Сент-Ив, как мы уже говорили, не рассматривает верховного повелителя Агартхи как "Царя Мира"; он именует его "Верховным Понтификом" и представляет главой некоей "Брахманической церкви", — само название этой организации выдает чересчур европеизированные концепции автора.[25] Учитывая эту оговорку, можно сказать, что его сведения по данному вопросу дополняют сказанное Оссендовским; создается впечатление, что каждый из них видел только один аспект проблемы, отвечавший его склонностям и непосредственным занятиям, потому что на самом деле речь тут идет о двойственной власти, одновременно жреческой и царской. «Понтификальный» характер этой власти, в самом прямом смысле слова, принадлежит по преимуществу главе инициатической иерархии, что требует некоторых пояснений: «Понтифекс» буквально значит «мостостроитель», этот римский по происхождению титул является в каком-то смысле «масонским»; символически его носитель выполняет функцию посредника, обеспечивающего связь между нашим миром и высшими мирами.[26] В этом смысле радуга, "небесный мост", является естественным символом «понтификата», и поэтому все традиции наделяют ее поразительно сходными значениями: так, у евреев она — залог завета между Богом и его народом, в Китае это знак союза между Небом и Землей, в Греции она олицетворяется Иридой, "вестницей Богов", и почти везде, у скандинавов, персов и арабов, в Центральной Африке и Северной Америке, она представляется мостом, связующим чувственный и сверхчувственный миры.
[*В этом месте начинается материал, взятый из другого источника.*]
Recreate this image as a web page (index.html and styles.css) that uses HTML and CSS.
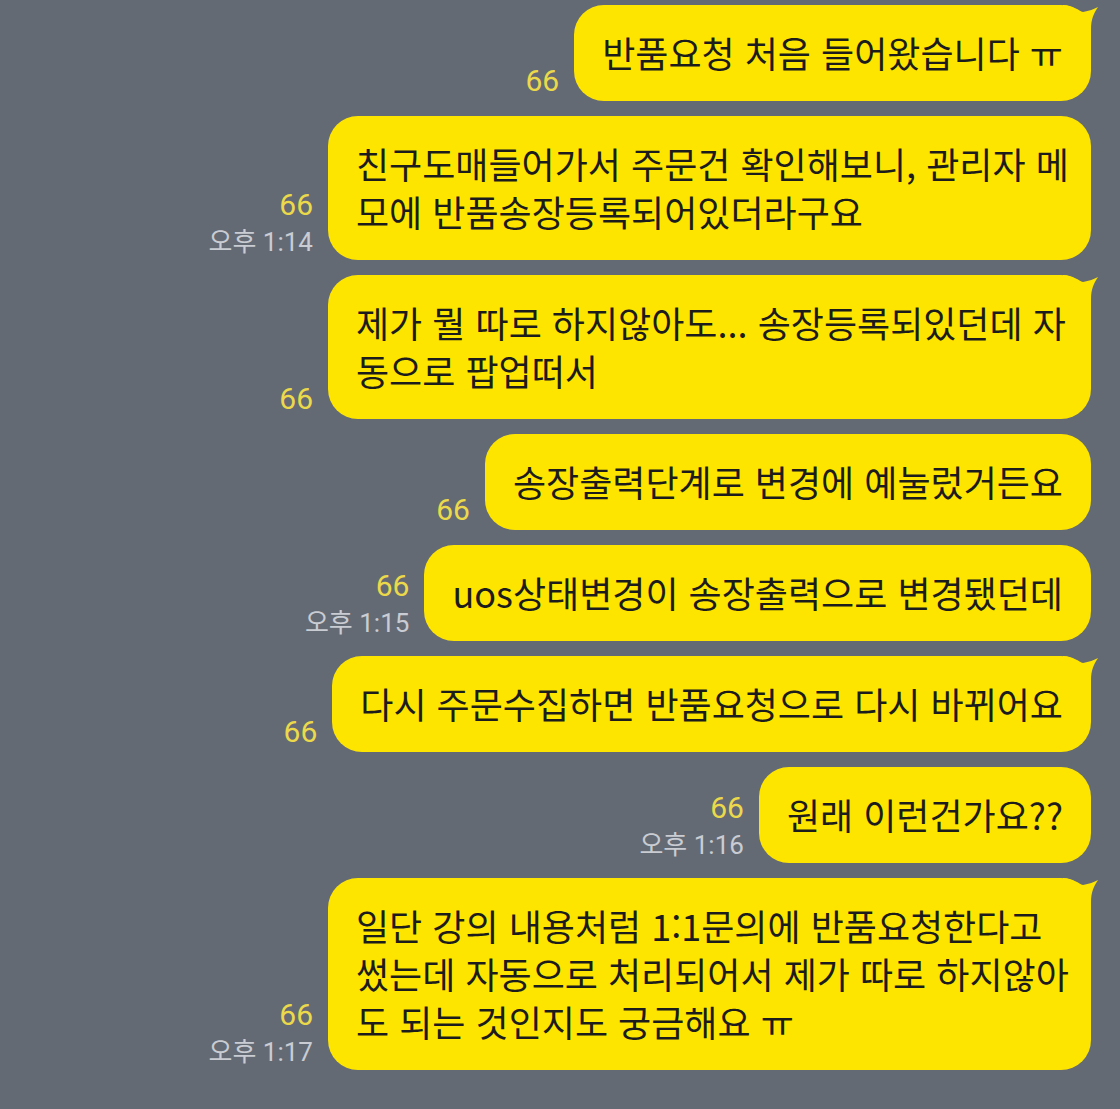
FILE: index.html
```html
<!DOCTYPE html>
<html lang="ko">
<head>
    <meta charset="UTF-8">
    <meta name="viewport" content="width=device-width, initial-scale=1.0">
    <title>채팅</title>
    <link rel="stylesheet" href="styles.css">
</head>
<body>
    <div class="chat">
        <div class="row">
            <div class="meta"><span class="count">66</span></div>
            <div class="bubble">반품요청 처음 들어왔습니다 ㅠ<svg class="horn" viewBox="0 0 32 40"><path d="M-4 0 C6 0 12 6 16 7 C22 6 27 4 31 2 C27 8 24 14 24 24 L24 40 L-4 40 Z"/></svg></div>
        </div>

        <div class="row">
            <div class="meta"><span class="count">66</span><span class="time">오후 1:14</span></div>
            <div class="bubble wide">친구도매들어가서 주문건 확인해보니, 관리자 메<br>모에 반품송장등록되어있더라구요</div>
        </div>

        <div class="row">
            <div class="meta"><span class="count">66</span></div>
            <div class="bubble wide">제가 뭘 따로 하지않아도... 송장등록되있던데 자<br>동으로 팝업떠서<svg class="horn" viewBox="0 0 32 40"><path d="M-4 0 C6 0 12 6 16 7 C22 6 27 4 31 2 C27 8 24 14 24 24 L24 40 L-4 40 Z"/></svg></div>
        </div>

        <div class="row">
            <div class="meta"><span class="count">66</span></div>
            <div class="bubble">송장출력단계로 변경에 예눌렀거든요</div>
        </div>

        <div class="row">
            <div class="meta"><span class="count">66</span><span class="time">오후 1:15</span></div>
            <div class="bubble">uos상태변경이 송장출력으로 변경됐던데</div>
        </div>

        <div class="row">
            <div class="meta"><span class="count">66</span></div>
            <div class="bubble">다시 주문수집하면 반품요청으로 다시 바뀌어요<svg class="horn" viewBox="0 0 32 40"><path d="M-4 0 C6 0 12 6 16 7 C22 6 27 4 31 2 C27 8 24 14 24 24 L24 40 L-4 40 Z"/></svg></div>
        </div>

        <div class="row">
            <div class="meta"><span class="count">66</span><span class="time">오후 1:16</span></div>
            <div class="bubble">원래 이런건가요??</div>
        </div>

        <div class="row">
            <div class="meta"><span class="count">66</span><span class="time">오후 1:17</span></div>
            <div class="bubble wide">일단 강의 내용처럼 1:1문의에 반품요청한다고<br>썼는데 자동으로 처리되어서 제가 따로 하지않아<br>도 되는 것인지도 궁금해요 ㅠ<svg class="horn" viewBox="0 0 32 40"><path d="M-4 0 C6 0 12 6 16 7 C22 6 27 4 31 2 C27 8 24 14 24 24 L24 40 L-4 40 Z"/></svg></div>
        </div>
    </div>
</body>
</html>
```

FILE: styles.css
```css
body {
    margin: 0;
    background: #646a74;
    font-family: "Noto Sans CJK KR", "Noto Sans", sans-serif;
}
.chat {
    display: flex;
    flex-direction: column;
    gap: 15px;
    padding: 5px 29px 0 0;
}
.row {
    display: flex;
    justify-content: flex-end;
    align-items: flex-end;
    gap: 15px;
}
.meta {
    display: flex;
    flex-direction: column;
    align-items: flex-end;
    padding-bottom: 5px;
    font-family: Roboto, "Noto Sans CJK KR", sans-serif;
}
.count {
    font-size: 30px;
    line-height: 30px;
    color: #ecd94a;
}
.time {
    margin-top: 9px;
    font-size: 26px;
    line-height: 26px;
    color: #c9ccd2;
}
.bubble {
    position: relative;
    background: #fee500;
    color: #1c1c1c;
    border-radius: 30px;
    padding: 23px 28px 25px;
    font-size: 36px;
    line-height: 48px;
    white-space: nowrap;
}
.bubble.wide {
    width: 763px;
    box-sizing: border-box;
}
.horn {
    position: absolute;
    top: 0;
    right: -8px;
    width: 32px;
    height: 40px;
    overflow: visible;
}
.horn path {
    fill: #fee500;
}
```
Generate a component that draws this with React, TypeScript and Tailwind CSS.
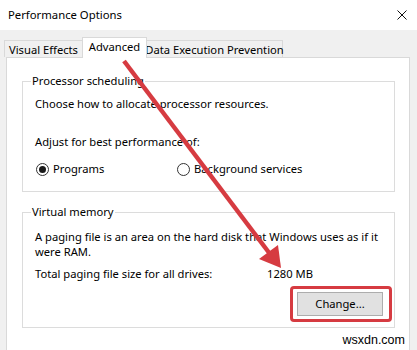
import React from "react";

function Radio({ checked }: { checked?: boolean }) {
  return (
    <span className="flex h-[13px] w-[13px] items-center justify-center rounded-full border border-[#333333] bg-white">
      {checked ? <span className="h-[7px] w-[7px] rounded-full bg-[#1a1a1a]" /> : null}
    </span>
  );
}

export default function App() {
  return (
    <div className="relative flex h-[350px] w-[417px] flex-col overflow-hidden bg-[#f0f0f0] font-['Noto_Sans',sans-serif] text-[11.2px] leading-[16px] text-black">
      {/* Title bar */}
      <div className="flex h-[30px] items-center justify-between bg-white pl-[8px] pr-[10px]">
        <span className="text-[11.3px]">Performance Options</span>
        <svg width="10" height="10" viewBox="0 0 10 10">
          <path d="M0.5 0.5 L9.5 9.5 M9.5 0.5 L0.5 9.5" stroke="#111" strokeWidth="1" />
        </svg>
      </div>

      {/* Tabs */}
      <div className="flex items-end whitespace-nowrap pl-[4px] pt-[7px]">
        <div className="flex h-[17px] w-[79px] items-center justify-center border border-b-0 border-[#d9d9d9] bg-[#f0f0f0] pt-[1px]">
          Visual Effects
        </div>
        <div className="relative z-10 -mb-px -ml-px flex h-[21px] w-[65px] items-start justify-center border border-b-0 border-[#d9d9d9] bg-white pt-[1px]">
          Advanced
        </div>
        <div className="-ml-px flex h-[17px] w-[137px] items-center justify-center border border-b-0 border-[#d9d9d9] bg-[#f0f0f0] pt-[1px]">
          Data Execution Prevention
        </div>
      </div>

      {/* Panel */}
      <div className="ml-[6px] flex w-[404px] flex-1 flex-col border border-b-0 border-[#d9d9d9] bg-white pl-[15px]">
        {/* Processor scheduling */}
        <fieldset className="mt-[15px] w-[373px] border border-[#dcdcdc]">
          <legend className="ml-[8px] px-[1px]">Processor scheduling</legend>
          <div className="flex flex-col pl-[12px] pb-[14px] pt-[7px]">
            <div>Choose how to allocate processor resources.</div>
            <div className="mt-[22px]">Adjust for best performance of:</div>
            <div className="mt-[11px] flex items-center">
              <label className="flex w-[142px] items-center gap-[4px] pl-[1px]">
                <Radio checked />
                <span>Programs</span>
              </label>
              <label className="flex items-center gap-[4px]">
                <Radio />
                <span>Background services</span>
              </label>
            </div>
          </div>
        </fieldset>

        {/* Virtual memory */}
        <fieldset className="mt-[12px] w-[373px] border border-[#dcdcdc]">
          <legend className="ml-[8px] px-[1px]">Virtual memory</legend>
          <div className="flex flex-col pb-[5px] pt-[9px]">
            <div className="pl-[12px] pr-[2px] leading-[15px]">
              A paging file is an area on the hard disk that Windows uses as if it
              <br />
              were RAM.
            </div>
            <div className="mt-[7px] flex pl-[12px]">
              <span className="w-[232px]">Total paging file size for all drives:</span>
              <span>1280 MB</span>
            </div>
            <div className="mt-[4px] flex justify-end pr-[2px]">
              <div className="rounded-[4px] border-[3px] border-[#d63b41] pb-[3px] pl-[4px] pr-[6px] pt-[3px]">
                <button className="flex h-[24px] w-[86px] items-center justify-center border border-[#adadad] bg-[#e1e1e1]">
                  Change...
                </button>
              </div>
            </div>
          </div>
        </fieldset>
      </div>

      {/* Watermark */}
      <div className="pointer-events-none absolute bottom-[2px] right-[12px] font-['Liberation_Sans',sans-serif] text-[12.5px] leading-[16px] text-black">
        wsxdn.com
      </div>

      {/* Arrow overlay */}
      <svg
        className="pointer-events-none absolute left-0 top-0"
        width="417"
        height="350"
        viewBox="0 0 417 350"
      >
        <line x1="124" y1="61" x2="270" y2="254" stroke="#d63b41" strokeWidth="4.5" />
        <polygon points="281,268 259,259 278,245" fill="#d63b41" />
      </svg>
    </div>
  );
}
Общность двух властей — жреческой и царской — получила в древнем Риме отражение в некоторых аспектах символики Януса, символики чрезвычайно сложной и многозначительной. Золотой и серебряный ключи в руках Януса соответствовали двум видам посвящения.[27] Речь идет, если употреблять индусскую терминологию о пути брахманов и пути кшатриев, но на вершине обеих этих иерархий покоится их общий принцип, наделяющий ту и другую соответствующими полномочиями и, следовательно, предшествующий их разделению, поскольку именно в этом принципе заключается источник всякой законной власти, в какой бы области она ни проявлялась; посвященные Агартхи — это ативарна, т. е. "люди вне каст".[28]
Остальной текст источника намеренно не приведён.